::: STORED DATA

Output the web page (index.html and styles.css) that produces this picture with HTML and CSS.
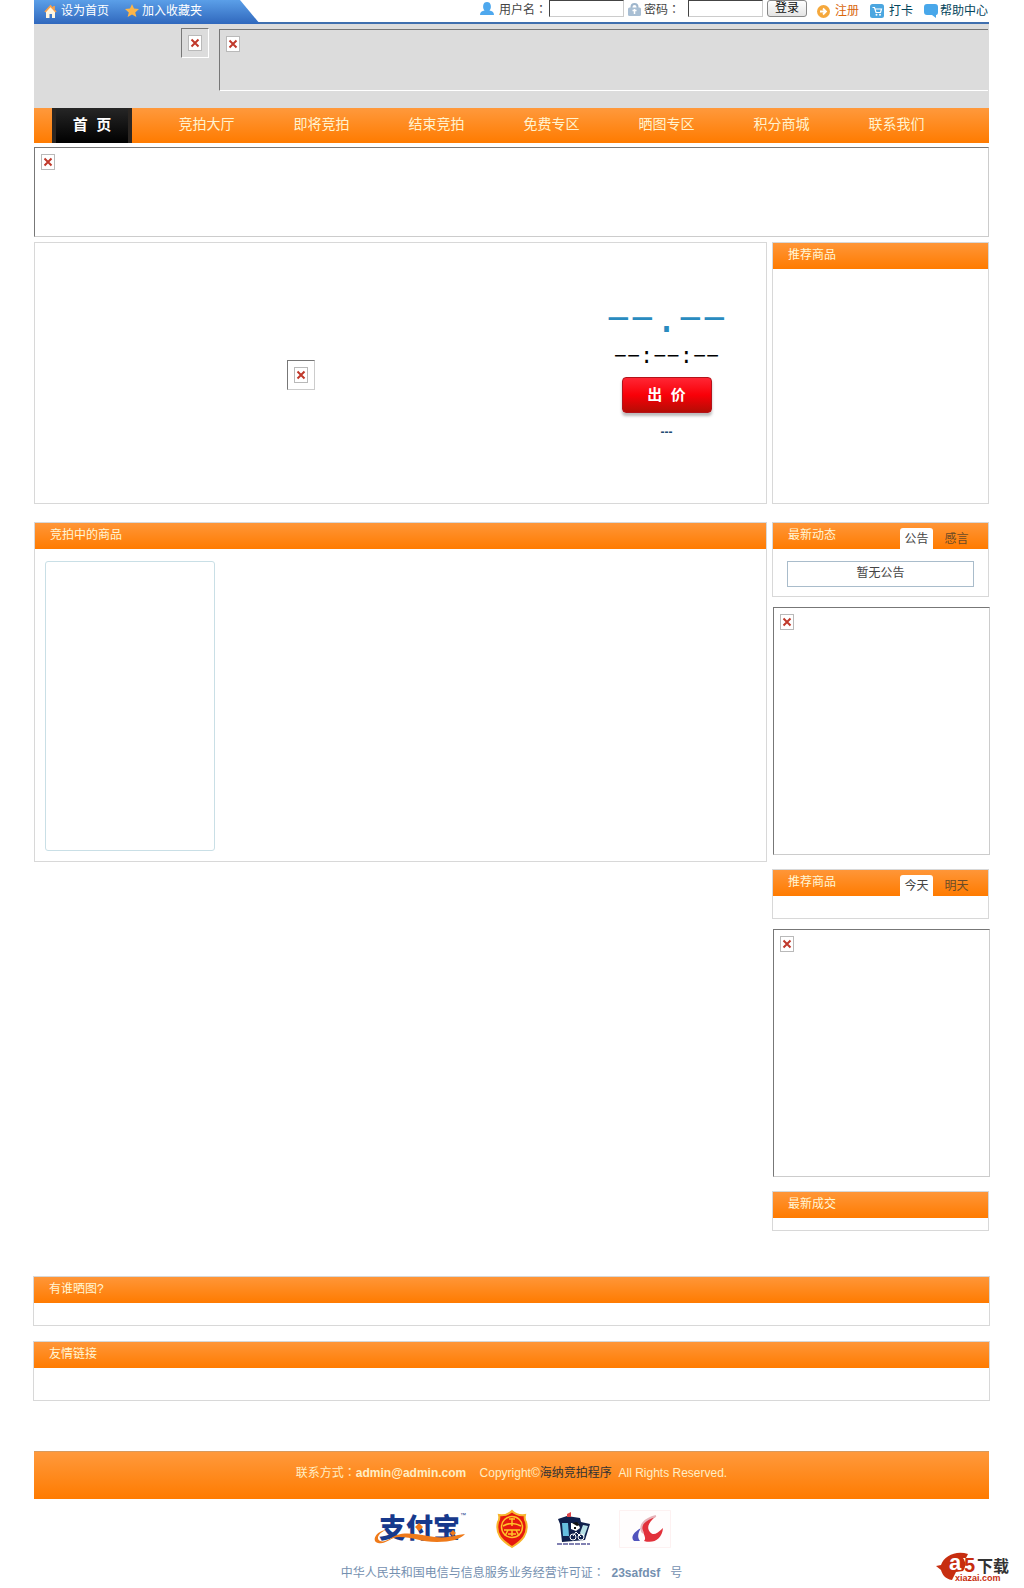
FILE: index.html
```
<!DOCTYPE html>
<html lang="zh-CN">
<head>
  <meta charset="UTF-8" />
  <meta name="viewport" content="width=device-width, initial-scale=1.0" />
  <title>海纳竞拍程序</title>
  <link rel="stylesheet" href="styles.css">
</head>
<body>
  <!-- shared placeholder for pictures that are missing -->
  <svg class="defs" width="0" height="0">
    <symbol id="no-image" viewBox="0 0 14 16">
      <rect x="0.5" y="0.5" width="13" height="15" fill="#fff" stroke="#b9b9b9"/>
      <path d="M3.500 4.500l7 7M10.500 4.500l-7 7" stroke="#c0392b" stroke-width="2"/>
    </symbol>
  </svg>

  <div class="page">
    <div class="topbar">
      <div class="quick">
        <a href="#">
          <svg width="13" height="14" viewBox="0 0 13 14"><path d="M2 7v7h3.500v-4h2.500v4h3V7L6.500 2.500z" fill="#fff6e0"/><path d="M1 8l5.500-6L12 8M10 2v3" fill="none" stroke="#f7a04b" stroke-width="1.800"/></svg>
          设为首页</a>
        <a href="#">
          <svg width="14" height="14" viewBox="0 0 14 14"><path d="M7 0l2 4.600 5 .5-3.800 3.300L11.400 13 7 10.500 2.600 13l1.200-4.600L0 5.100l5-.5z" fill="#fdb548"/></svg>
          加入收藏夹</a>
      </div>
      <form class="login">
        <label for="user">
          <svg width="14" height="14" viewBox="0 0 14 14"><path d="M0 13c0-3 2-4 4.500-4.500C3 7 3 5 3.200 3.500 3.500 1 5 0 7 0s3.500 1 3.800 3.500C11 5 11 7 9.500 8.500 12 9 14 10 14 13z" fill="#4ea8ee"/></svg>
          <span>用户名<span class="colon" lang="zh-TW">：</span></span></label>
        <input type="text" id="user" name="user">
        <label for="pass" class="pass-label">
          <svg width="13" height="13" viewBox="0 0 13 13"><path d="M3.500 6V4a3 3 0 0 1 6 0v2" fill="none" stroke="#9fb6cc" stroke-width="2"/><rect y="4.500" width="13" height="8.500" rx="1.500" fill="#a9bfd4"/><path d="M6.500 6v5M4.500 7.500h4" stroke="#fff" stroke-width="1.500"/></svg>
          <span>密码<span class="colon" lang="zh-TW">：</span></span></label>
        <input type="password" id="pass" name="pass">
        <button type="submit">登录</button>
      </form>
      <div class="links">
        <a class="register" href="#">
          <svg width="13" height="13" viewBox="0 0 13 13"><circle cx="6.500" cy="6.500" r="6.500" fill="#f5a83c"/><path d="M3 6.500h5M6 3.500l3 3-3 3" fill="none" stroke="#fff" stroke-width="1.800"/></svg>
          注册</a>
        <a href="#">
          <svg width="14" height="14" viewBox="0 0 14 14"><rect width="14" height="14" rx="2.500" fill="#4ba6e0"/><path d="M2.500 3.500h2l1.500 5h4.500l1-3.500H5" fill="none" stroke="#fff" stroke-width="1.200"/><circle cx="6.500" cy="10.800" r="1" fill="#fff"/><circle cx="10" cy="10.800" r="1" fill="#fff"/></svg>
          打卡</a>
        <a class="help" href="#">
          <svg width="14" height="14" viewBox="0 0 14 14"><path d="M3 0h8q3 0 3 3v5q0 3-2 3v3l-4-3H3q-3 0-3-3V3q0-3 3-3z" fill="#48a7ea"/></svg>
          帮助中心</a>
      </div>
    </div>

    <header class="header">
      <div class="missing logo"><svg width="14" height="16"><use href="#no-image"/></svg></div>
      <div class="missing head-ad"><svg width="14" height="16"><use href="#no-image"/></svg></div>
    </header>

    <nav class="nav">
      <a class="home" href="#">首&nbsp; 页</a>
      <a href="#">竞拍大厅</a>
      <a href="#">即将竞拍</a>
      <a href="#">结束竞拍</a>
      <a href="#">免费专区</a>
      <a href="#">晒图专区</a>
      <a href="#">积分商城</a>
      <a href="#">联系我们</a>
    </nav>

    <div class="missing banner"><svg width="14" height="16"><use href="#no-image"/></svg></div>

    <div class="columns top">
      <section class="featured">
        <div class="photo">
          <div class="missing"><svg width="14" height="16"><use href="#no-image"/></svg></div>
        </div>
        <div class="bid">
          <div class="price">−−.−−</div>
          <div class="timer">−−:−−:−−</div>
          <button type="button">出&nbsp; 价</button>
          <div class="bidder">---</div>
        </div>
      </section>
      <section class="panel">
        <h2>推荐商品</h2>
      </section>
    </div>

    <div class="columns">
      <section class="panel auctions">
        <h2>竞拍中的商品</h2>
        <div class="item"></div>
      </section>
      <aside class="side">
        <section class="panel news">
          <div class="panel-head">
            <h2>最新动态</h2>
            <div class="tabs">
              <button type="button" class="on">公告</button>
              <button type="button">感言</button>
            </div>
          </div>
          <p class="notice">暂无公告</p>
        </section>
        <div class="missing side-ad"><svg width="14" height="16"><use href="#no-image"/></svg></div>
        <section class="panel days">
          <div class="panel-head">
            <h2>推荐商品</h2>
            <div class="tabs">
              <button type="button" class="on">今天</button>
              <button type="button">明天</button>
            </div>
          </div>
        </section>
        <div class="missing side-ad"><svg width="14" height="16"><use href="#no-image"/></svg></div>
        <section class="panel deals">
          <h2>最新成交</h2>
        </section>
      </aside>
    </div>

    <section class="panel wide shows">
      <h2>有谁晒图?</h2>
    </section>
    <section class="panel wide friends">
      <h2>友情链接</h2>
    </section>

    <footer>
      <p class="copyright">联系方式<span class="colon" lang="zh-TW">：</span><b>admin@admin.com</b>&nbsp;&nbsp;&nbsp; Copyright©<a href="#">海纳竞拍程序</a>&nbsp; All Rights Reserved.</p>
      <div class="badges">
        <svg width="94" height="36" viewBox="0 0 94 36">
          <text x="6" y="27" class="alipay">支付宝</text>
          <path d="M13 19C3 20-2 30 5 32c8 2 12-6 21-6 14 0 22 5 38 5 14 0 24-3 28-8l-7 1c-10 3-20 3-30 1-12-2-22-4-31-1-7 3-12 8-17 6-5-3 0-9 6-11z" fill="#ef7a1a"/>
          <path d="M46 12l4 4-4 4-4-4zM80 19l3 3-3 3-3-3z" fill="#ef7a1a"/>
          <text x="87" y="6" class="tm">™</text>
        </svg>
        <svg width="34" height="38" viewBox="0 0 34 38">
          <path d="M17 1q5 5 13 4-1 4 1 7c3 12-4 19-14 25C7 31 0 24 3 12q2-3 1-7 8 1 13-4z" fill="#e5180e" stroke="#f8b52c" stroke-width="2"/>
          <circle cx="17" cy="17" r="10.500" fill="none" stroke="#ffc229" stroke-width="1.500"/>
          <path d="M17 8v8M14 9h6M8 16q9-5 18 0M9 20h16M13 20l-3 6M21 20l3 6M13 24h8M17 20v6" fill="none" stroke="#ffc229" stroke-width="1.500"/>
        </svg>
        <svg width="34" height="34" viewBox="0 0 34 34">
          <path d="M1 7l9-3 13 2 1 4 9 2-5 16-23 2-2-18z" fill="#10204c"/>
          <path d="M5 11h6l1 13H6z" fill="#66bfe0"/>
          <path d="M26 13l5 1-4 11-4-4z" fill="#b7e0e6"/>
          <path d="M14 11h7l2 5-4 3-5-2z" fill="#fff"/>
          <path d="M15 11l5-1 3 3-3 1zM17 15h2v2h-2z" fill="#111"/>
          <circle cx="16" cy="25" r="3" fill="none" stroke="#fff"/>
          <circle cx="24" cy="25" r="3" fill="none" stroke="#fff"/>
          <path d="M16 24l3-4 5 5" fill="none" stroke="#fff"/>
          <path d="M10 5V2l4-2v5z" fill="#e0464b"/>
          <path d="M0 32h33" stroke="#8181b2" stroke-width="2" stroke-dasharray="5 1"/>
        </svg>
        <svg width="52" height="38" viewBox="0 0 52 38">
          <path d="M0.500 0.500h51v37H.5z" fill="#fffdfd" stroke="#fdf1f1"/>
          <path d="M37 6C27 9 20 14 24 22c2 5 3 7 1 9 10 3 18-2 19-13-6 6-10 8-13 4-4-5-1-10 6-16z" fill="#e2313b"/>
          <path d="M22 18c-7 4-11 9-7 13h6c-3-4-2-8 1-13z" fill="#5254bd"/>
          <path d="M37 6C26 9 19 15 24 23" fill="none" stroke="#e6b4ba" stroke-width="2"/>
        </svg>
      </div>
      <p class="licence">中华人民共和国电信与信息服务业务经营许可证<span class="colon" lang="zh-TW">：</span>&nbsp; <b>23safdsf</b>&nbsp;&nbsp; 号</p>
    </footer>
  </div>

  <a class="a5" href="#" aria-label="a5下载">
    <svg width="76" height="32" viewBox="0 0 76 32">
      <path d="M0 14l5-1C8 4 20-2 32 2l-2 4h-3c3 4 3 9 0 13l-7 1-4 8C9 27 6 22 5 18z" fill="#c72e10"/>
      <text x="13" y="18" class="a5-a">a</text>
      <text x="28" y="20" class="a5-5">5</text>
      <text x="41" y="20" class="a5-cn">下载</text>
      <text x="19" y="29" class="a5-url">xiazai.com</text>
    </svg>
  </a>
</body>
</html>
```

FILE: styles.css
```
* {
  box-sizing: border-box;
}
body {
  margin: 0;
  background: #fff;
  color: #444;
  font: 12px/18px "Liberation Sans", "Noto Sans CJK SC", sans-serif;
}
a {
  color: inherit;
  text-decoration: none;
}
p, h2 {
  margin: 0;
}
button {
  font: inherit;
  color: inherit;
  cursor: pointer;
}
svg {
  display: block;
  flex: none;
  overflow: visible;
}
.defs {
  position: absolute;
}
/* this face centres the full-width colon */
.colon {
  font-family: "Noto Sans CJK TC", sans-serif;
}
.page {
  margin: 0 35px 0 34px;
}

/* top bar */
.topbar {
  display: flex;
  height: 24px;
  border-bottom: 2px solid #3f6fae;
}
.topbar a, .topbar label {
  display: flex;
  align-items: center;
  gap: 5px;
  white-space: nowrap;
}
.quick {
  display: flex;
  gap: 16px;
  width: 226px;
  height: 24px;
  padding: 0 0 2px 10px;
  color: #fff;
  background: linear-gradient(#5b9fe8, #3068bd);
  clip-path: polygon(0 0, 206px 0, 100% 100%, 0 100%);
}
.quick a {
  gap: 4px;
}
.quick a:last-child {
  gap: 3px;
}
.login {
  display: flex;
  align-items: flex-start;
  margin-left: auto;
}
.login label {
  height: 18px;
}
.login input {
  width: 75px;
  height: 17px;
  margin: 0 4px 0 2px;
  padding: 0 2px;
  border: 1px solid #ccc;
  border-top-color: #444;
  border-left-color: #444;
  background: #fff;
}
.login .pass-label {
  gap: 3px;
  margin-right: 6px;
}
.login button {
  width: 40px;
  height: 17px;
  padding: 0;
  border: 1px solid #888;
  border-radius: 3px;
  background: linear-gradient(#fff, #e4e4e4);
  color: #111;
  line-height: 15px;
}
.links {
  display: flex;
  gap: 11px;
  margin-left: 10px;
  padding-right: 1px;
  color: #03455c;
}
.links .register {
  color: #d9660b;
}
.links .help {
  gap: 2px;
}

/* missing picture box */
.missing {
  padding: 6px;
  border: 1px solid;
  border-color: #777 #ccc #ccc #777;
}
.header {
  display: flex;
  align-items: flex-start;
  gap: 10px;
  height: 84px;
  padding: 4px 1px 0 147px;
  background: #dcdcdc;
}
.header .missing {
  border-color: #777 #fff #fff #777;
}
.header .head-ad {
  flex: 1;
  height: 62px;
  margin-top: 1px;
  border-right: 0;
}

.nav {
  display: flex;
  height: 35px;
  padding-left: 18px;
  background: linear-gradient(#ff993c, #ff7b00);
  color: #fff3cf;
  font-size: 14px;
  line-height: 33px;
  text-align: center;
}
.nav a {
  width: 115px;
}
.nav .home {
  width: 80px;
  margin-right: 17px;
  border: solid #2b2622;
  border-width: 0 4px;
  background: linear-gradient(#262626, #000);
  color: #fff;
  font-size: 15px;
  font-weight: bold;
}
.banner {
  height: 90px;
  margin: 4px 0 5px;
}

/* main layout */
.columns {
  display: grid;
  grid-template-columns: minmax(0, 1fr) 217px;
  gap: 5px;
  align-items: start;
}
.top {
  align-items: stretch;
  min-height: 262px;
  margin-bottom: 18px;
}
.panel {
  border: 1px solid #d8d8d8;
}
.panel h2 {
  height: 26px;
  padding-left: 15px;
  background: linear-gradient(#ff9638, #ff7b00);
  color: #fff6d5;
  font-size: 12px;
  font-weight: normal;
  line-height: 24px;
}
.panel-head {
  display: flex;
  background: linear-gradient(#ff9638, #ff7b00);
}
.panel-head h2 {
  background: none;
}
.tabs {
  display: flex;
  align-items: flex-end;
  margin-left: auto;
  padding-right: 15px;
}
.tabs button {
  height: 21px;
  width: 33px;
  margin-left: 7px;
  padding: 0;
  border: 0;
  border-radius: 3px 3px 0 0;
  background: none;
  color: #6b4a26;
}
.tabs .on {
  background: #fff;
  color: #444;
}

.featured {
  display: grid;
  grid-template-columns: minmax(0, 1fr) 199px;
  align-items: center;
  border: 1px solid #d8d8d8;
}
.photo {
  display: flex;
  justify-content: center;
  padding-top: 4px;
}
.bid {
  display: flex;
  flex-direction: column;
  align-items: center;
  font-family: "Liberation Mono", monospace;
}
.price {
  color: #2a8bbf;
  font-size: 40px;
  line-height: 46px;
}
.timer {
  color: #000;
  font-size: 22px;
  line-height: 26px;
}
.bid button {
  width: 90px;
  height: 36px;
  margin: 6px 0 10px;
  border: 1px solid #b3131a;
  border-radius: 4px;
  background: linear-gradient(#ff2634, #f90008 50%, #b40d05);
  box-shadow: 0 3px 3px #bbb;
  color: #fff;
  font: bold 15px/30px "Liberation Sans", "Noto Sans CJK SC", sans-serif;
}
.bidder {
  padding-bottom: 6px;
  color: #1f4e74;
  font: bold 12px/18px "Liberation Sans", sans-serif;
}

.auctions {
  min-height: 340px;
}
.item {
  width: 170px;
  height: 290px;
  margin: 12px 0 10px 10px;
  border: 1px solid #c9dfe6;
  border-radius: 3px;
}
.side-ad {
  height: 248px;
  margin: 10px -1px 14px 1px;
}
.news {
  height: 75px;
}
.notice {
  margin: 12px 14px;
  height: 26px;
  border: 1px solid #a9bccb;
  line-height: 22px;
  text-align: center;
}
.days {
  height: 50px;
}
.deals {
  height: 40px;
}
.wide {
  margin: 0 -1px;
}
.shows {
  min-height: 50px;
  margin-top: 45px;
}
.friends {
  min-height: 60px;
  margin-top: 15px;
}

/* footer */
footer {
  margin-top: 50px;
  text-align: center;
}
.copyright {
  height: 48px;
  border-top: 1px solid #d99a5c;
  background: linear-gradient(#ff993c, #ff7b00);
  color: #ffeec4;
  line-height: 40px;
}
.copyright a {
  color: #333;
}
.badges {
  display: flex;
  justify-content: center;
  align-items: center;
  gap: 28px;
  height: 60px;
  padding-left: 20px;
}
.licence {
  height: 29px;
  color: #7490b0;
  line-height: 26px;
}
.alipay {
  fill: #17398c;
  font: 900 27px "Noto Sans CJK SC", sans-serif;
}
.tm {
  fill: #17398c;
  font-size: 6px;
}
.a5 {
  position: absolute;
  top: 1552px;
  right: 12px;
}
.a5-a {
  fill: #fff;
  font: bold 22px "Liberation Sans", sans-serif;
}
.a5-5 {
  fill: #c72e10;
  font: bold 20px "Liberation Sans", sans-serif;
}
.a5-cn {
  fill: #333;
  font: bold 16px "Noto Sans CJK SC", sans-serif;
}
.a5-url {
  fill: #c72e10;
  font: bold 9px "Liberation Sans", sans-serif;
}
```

::::::

* **WHAT IS EXPECTED**: In the lines above, find each one with "index" and list it.

* **TASK SOLUTION**:
Output the web page (index.html and styles.css) that produces this picture with HTML and CSS.
FILE: index.html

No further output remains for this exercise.